Numérisation et marges en hausse : le deuxième étage de la fusée
Au-delà des agences physiques, la numérisation accélérée des services bancaires a considérablement renforcé les marges. La généralisation des cartes, le développement de la banque en ligne, des applications mobiles, l’interfaçage avec les wallets de mobile money et la montée en puissance de la monétique marchande ont profondément modernisé l’écosystème.
Selon le rapport 2024 de la Cobac, les banques en activité au Cameroun ont vu leurs marges progresser sur presque toutes les catégories d’opérations. Seule exception, l’activité de crédit-bail, en léger repli. En revanche, les marges liées aux opérations de trésorerie et interbancaires, aux opérations avec la clientèle et aux activités financières ont toutes augmenté de manière significative.
La montée en charge des canaux digitaux a permis d’accroître les volumes sans augmenter les coûts dans les mêmes proportions. Les commissions perçues sur les paiements, retraits, virements, frais de tenue de compte et autres services connexes ont contribué à élargir les marges, dans un contexte où les banques ont par ailleurs maintenu une discipline certaine sur leurs charges d’exploitation.
Un modèle rentable, mais sous questionnement
Cette rentabilité record ne manquera pas d’alimenter plusieurs débats. Pour les régulateurs et les pouvoirs publics, elle confirme la solidité du système bancaire camerounais, un atout pour financer l’économie réelle, absorber les chocs et attirer des capitaux.
Pour une partie de l’opinion publique et certains acteurs économiques, elle pose en revanche la question du coût de l’intermédiation : niveau des taux débiteurs, frais bancaires, sélectivité du crédit, soutien réel aux PME et à l’économie productive. Dans une économie où une large fraction de la population reste encore exclue des services financiers formels, la hausse des bénéfices peut être perçue comme un indicateur de performance, mais aussi comme un révélateur de marges parfois jugées élevées.

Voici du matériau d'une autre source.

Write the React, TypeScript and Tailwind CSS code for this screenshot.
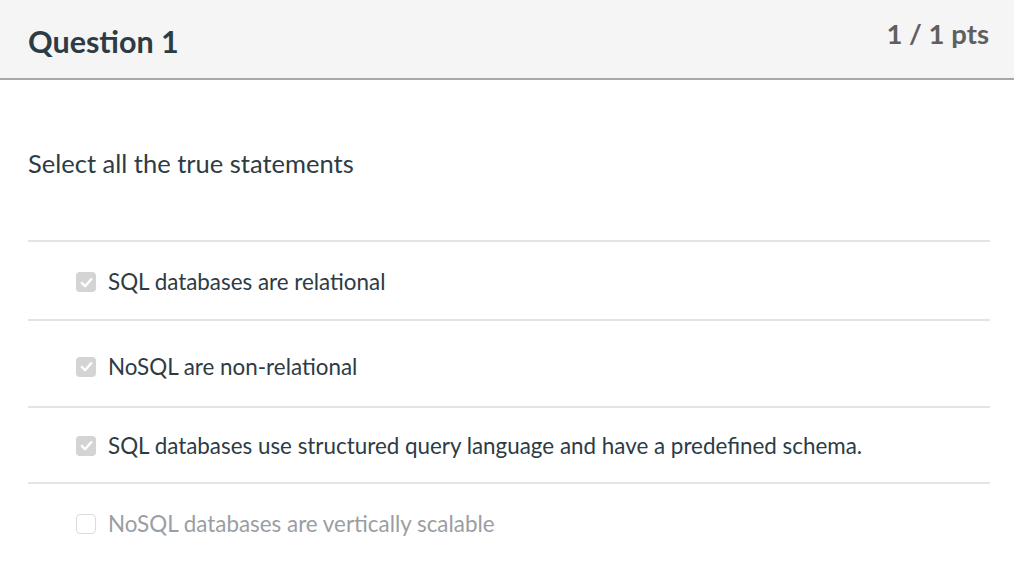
import React from "react";

const options = [
  { text: "SQL databases are relational", checked: true, h: "h-[79px]", pt: "pt-[3px]" },
  { text: "NoSQL are non-relational", checked: true, h: "h-[87px]", pt: "pt-[6px]" },
  { text: "SQL databases use structured query language and have a predefined schema.", checked: true, h: "h-[76px]", pt: "pt-[1px]" },
  { text: "NoSQL databases are vertically scalable", checked: false, h: "h-[80px]", pt: "pt-0" },
];

function Box({ checked }: { checked: boolean }) {
  if (checked) {
    return (
      <span className="flex h-[20px] w-[20px] shrink-0 items-center justify-center rounded-[4px] bg-[#d4d4d4]">
        <svg width="15" height="15" viewBox="0 0 16 16" fill="none">
          <path d="M3 8.5 L6.5 12 L13 4.5" stroke="#ffffff" strokeWidth="2.6" strokeLinecap="round" strokeLinejoin="round" />
        </svg>
      </span>
    );
  }
  return <span className="h-[20px] w-[20px] shrink-0 rounded-[4px] border border-[#dcdcdc] bg-white" />;
}

export default function App() {
  return (
    <div className="min-h-[574px] w-[1014px] bg-white" style={{ fontFamily: "Lato, 'Noto Sans', sans-serif" }}>
      <div className="flex h-[80px] items-start justify-between border-b-2 border-[#a8a8a8] bg-[#f5f5f5] pl-[28px] pr-[25px]">
        <h1 className="mt-[21px] text-[30.5px] font-bold leading-[40px] text-[#2d3b45]">Question 1</h1>
        <div className="mt-[16px] text-[27.5px] font-bold leading-[36px] text-[#5f5f5f]">1 / 1 pts</div>
      </div>
      <div className="pl-[28px] pr-[24px]">
        <p className="mt-[66px] text-[25.5px] leading-[34px] text-[#2d3b45]">Select all the true statements</p>
        <div className="mt-[60px] border-t-2 border-[#e4e4e4]">
          {options.map((o, i) => (
            <div
              key={i}
              className={`flex items-center gap-[12px] pl-[48px] ${o.pt} ${o.h} ${i < 3 ? "border-b-2 border-[#e4e4e4]" : ""}`}
            >
              <Box checked={o.checked} />
              <span className={`text-[22.4px] leading-[30px] ${o.checked ? "text-[#2d3b45]" : "text-[#9a9ea2]"}`}>{o.text}</span>
            </div>
          ))}
        </div>
      </div>
    </div>
  );
}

La Cobac, de son côté, surveille de près la qualité des actifs, les niveaux de concentration des risques et les pratiques de gouvernance. Un secteur très rentable n’est pas nécessairement à l’abri de défaillances individuelles. La montée en puissance des bénéfices doit s’accompagner d’investissements dans les systèmes d’information, la conformité, la gestion des risques et la transparence vis-à-vis des clients.
Vers une nouvelle phase pour le secteur bancaire camerounais ?
Avec plus de 200 milliards FCFA de bénéfices cumulés en 2024 et une hausse de 254 % en cinq ans, les banques camerounaises abordent une nouvelle phase. Elles disposent désormais de marges de manœuvre renforcées pour investir dans la transformation digitale, élargir leurs produits vers l’assurance, la gestion d’actifs ou le financement spécialisé, et soutenir davantage les secteurs porteurs comme l’agro-industrie, l’énergie, les télécoms, les infrastructures ou les PME innovantes.
La question centrale sera de savoir si cette rentabilité hors normes se traduira par une véritable démocratisation de l’accès au crédit et une baisse progressive du coût des services pour les ménages et les entreprises, ou si elle restera concentrée sur quelques segments de clientèle solvable et sur les opérations les plus rémunératrices.
Dans tous les cas, le message envoyé par les chiffres de la Cobac est clair : le secteur bancaire camerounais est devenu, en 2024, la véritable locomotive financière de la Cemac. Reste à transformer cette puissance de feu en un levier plus visible pour la croissance inclusive et la transformation structurelle de l’économie.